Em seguida viriam as implicações para a vida econômica como um todo na sua visão -procurando-se, aí, os analistas.
Depois, a reação imediata, fugaz, no mercado e como o dólar, por exemplo, abriria no dia seguinte. Ou seja, os operadores.
Nos textos da Folha sobre a recepção ao nome de Meirelles, porém, há uma inversão de prioridades.
Das 19 fontes citadas, 13 (68%) são analistas ou consultores. Oficialmente, só dois bancos deram sua palavra formal -além da Febraban (Federação Brasileira dos Bancos).
Em contraponto, por exemplo, os diários econômicos "Valor" e "Gazeta Mercantil" registraram 44% (8 de 18) e 43% (10 de 23), respectivamente, de presença de executivos nas citações publicadas -sem falar no peso, neles também maior, de opiniões de setores industriais e comerciais.
Independentemente do resultado (mais ceticismo ou mais otimismo), este último tipo de repercussão -com ênfase nos executivos e maior abrangência de setores- tende a possuir mais consistência política e mais proximidade com a realidade econômica do que aquele apoiado principalmente em opiniões (válidas e necessárias, claro) de analistas ou operadores.

Parcialidade
No caso da Folha, acabou-se produzindo, também, algo que desorienta o leitor.

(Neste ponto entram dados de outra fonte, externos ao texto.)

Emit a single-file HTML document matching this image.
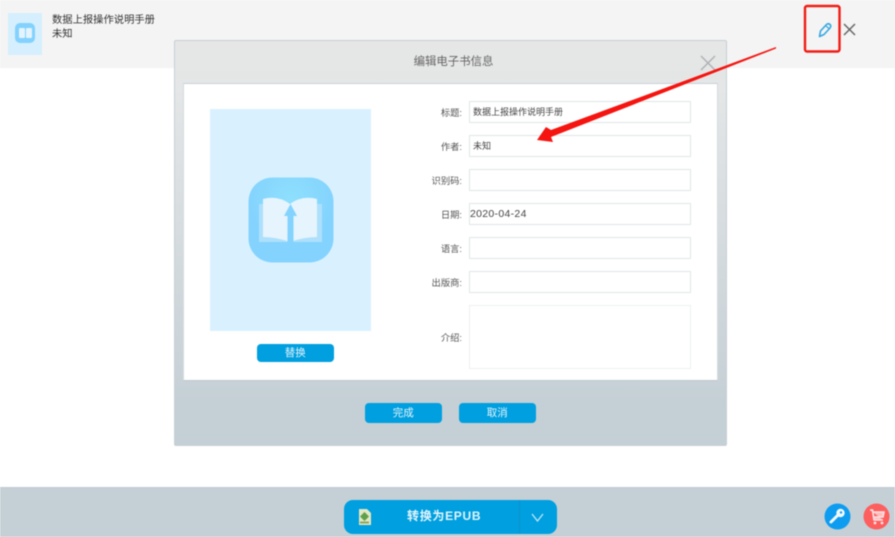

Uma reportagem publicada em Brasil dizia que "o mercado recebeu com cautela a indicação" de Meirelles e relatava, para expressá-lo, que a cotação do dólar, após cair de manhã, fechara em alta (0,3%).
Já em Dinheiro, o jornal atribuía a uma outra causa a subida da moeda norte-americana, segundo operadores: uma saída de recursos de cerca de US$ 130 milhões feita pela Petrobras.
"A alta do dólar não pode ser interpretada como um desapontamento do mercado com o anúncio de Henrique Meirelles", dizia esse segundo texto. "Meirelles agrada aos investidores por ser associado à credibilidade".
O mercado, se vê, não tem nada de monolítico, homogêneo. Nem é, a rigor, uma entidade. Como qualquer outro braço da economia, tem vozes diferenciadas, hierarquizadas e, na maioria, não-desinteressadas.
Além disso, dar-lhe tanto espaço em detrimento de outros setores e de analistas não atrelados a instituições bancárias na repercussão de um fato relevante de amplas consequências, muito além das financeiras -como a indicação do presidente do BC-, é sinal de parcialidade jornalística.